Though I don’t believe that your truth is THE truth. (Or at least yet)

Remote work isn’t for everyone. Some people will prefer to go into an office and work with other people, get the feeling of pulling on the same rope together. Some will want to concentrate away from kids or spouses at home. Young people will want ways to meet people.

The way to do it might just be hybrid. Days in the office with your team or colleagues, other days at home.

I have been remote marcom freelancer for 25 years. I’ll say remote can be difficult and lonely. The line between work and home can be very difficult to deal with. It was hard sometimes not expanding my business because I didn’t have enough opportunities to interact with other brands/departments. Decisions were made about my work because I wasn’t around for people to consider. Did I say it can be really lonely? Like “I’m friends with my mailman and UPS guy” lonely.

Whether we want to accept it or not, whether this should be the case or not, lots of workers do expect (need?) to build their social circle at work. As a culture, we have been joining fewer clubs, sports leagues, block clubs, churches, etc. for years. We are at record low numbers of “close friends” and “confidants”. Now we are just going to say, “no need to leave your home, ever!”
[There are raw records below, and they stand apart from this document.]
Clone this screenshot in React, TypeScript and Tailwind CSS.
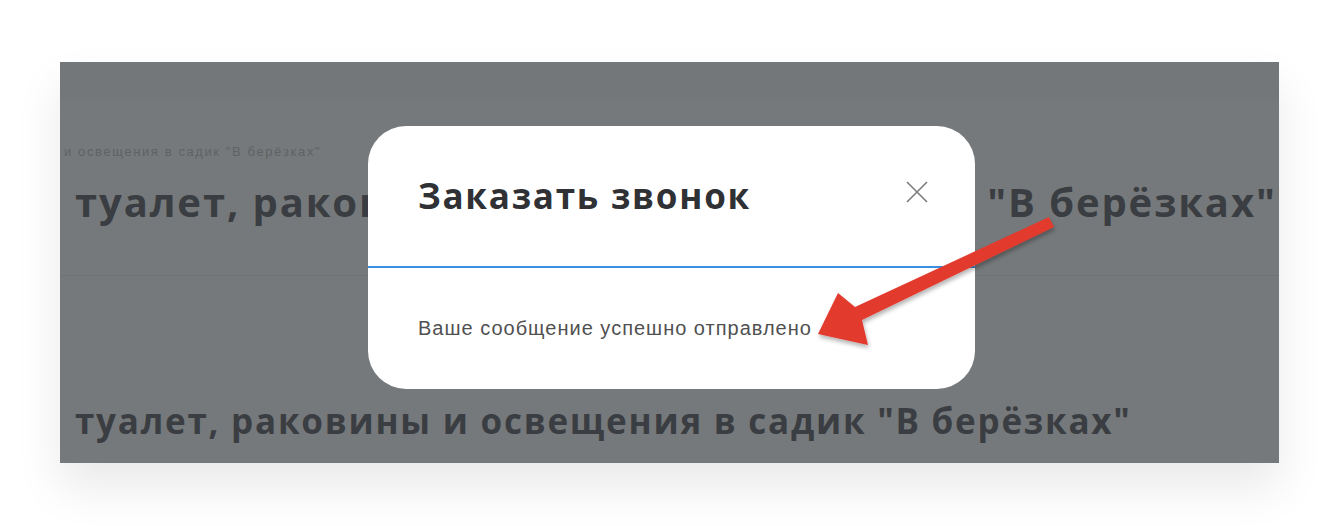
import React from 'react'

const headingFont = { fontFamily: '"Open Sans", "DejaVu Sans", sans-serif' }
const textFont = { fontFamily: '"Liberation Sans", Arial, sans-serif' }

function Arrow() {
  return (
    <svg className="pointer-events-none absolute left-0 top-0" width="1340" height="526" viewBox="0 0 1340 526">
      <defs>
        <filter id="ash" x="-10%" y="-10%" width="130%" height="140%">
          <feDropShadow dx="1" dy="3" stdDeviation="2" floodColor="#000" floodOpacity="0.3" />
        </filter>
      </defs>
      <polygon
        filter="url(#ash)"
        fill="#e23a2e"
        points="818,334 838,293 855,307 1049,217 1054,227 862,320 868,345"
      />
    </svg>
  )
}

export default function App() {
  return (
    <div className="relative h-[526px] w-[1340px] overflow-hidden bg-white">
      <div className="ml-[60px] mt-[62px] h-[401px] w-[1219px] overflow-hidden bg-[#76797b] shadow-[0_24px_44px_rgba(0,0,0,0.09)]">
        <div className="h-[38px] bg-[#74777a]" />
        <div className="flex h-[176px] flex-col border-b border-[#707375] pl-[4px] pt-[44px]">
          <p className="text-[13px] leading-4 tracking-[1.6px] text-[#5f6265]" style={textFont}>
            и освещения в садик "В берёзках"
          </p>
          <h1 className="mt-[18px] whitespace-nowrap pl-[11px] text-[40px] font-bold leading-[48px] tracking-[0.047em] text-[#3a3d41]" style={headingFont}>
            туалет, раковины и освещения в садик "В берёзках"
          </h1>
        </div>
        <h2 className="mt-[124px] whitespace-nowrap pl-[15px] text-[35px] font-bold leading-[42px] tracking-[0.05em] text-[#3a3d41]" style={headingFont}>
          туалет, раковины и освещения в садик "В берёзках"
        </h2>
      </div>

      <div className="absolute left-[368px] top-[126px] h-[263px] w-[607px] overflow-hidden rounded-[38px] bg-white">
        <div className="flex h-[142px] items-start justify-between border-b-2 border-[#3b8fe0] pl-[50px] pr-[46px] pt-[48px]">
          <h3 className="text-[35px] font-bold leading-[44px] tracking-[0.05em] text-[#2f3134]" style={headingFont}>
            Заказать звонок
          </h3>
          <svg width="24" height="24" viewBox="0 0 24 24" className="mt-[6px]">
            <path d="M2 2 L22 22 M22 2 L2 22" stroke="#7c7c7c" strokeWidth="1.6" />
          </svg>
        </div>
        <p className="pl-[50px] pt-[48px] text-[20px] leading-6 tracking-[1px] text-[#505050]" style={textFont}>
          Ваше сообщение успешно отправлено
        </p>
      </div>

      <Arrow />
    </div>
  )
}
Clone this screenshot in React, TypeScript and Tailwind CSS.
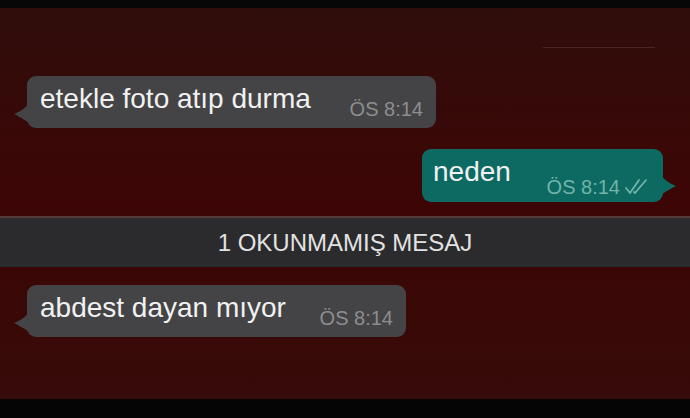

Of course many workers have embraced - loved - the remote work lifestyle. But they’ve only done it for a bit more than a year. For many, they’ll develop new skills like separating work and home and creating connections outside of the workplace; many companies will develop new techniques and tools for remote work. But many will eventually miss being at home all the time and being isolated and wish they were in the office.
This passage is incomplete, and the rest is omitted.